The study focuses on particulate matter (referred to in air pollution parlance as PM and these are of varying sizes), which affect cardiovascular and respiratory systems and have been consistently found to be dangerous to human health.

The 660 million people, or 54.5% of the population, the study refers to live in areas where the level of pollution exceeds the limits set out in National Ambient Air Quality Standard. India's national air pollution sets the permissible PM 2.5 levels at 40 micrograms per cubic metre, which is four times WHO's safe level.

"Air pollution is an urgent public health problem that deserves policy attention. In approaching the issue of air pollution as one of public health, it would be possible to break the perception and understanding that addressing environmental issues like air pollution and economic growth/development are somehow opposed to each other," Michael Greenstone of the University of Chicago, who led this study, told ET.

The Global Burden of Disease Report 2010 estimated that outdoor air pollution accounted for about 6% of deaths worldwide.

In 2012, the WHO attributed 7 million deaths globally to air pollution. India has the highest rate of death caused by chronic respiratory diseases.

A 2013 analysis of government data and the Global Burden of Disease report on India by the Delhi-based Centre for Science and Environment revealed that air pollution was the seventh leading cause of loss of about 18 million healthy years of life.

The levels of pollution and with it the impact on health and mortality have increased dramatically. "Reducing pollution in these areas (where pollution exceeds the national norms) to achieve the standard would, we estimate, increase life expectancy for these (660 million) Indians by 3.2 years on average for a total of 2.1 billion life years," Greenstone and other researchers state in their study, "Lower Pollution, Longer Lives: Life Expectancy Gains if India Reduced Particulate Matter to Air-Quality Standards".

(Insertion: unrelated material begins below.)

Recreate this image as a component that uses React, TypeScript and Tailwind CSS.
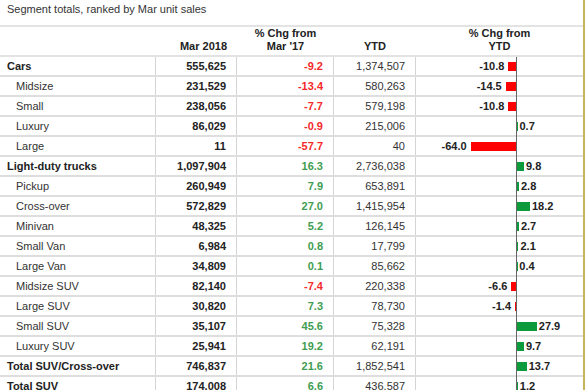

"The loss of more than two billion life years is a substantial price to pay for air pollution. And yet this may still be an underestimate of the costs of air pollution, because we do not account for the impact of other air pollutants, the impacts of particulates on morbidity or labour productivity, as well as preventive health or avoidance costs borne by Indian households," the study states.

Poor air quality in India has been on the international radar since May last year when the WHO found that 13 of the 20 cities with very high levels of fine particulate matter (PM2.5) were in India. The study, which analyses data from the Central Pollution Control Board, reports that in 77% of the country's urban centres, the levels of respirable suspended particulate matter (PM10) exceed the national norms.

The air pollution discourse in the country has been centred on urban areas. This study broadens the data used. For urban areas it relies on monitoring data from the Central Pollution Control Board, while for areas not covered by CPCB's monitoring network, it uses satellite measurements of air pollution.

The paucity of accurate and widespread data is a challenge for India. "There is room for improvement, wider network of monitors, more vigorous calibration will yield more accurate data," Greenstone said. While the magnitude of the problem may not have been evident, the Indian government recognises the serious challenge that air pollution presents.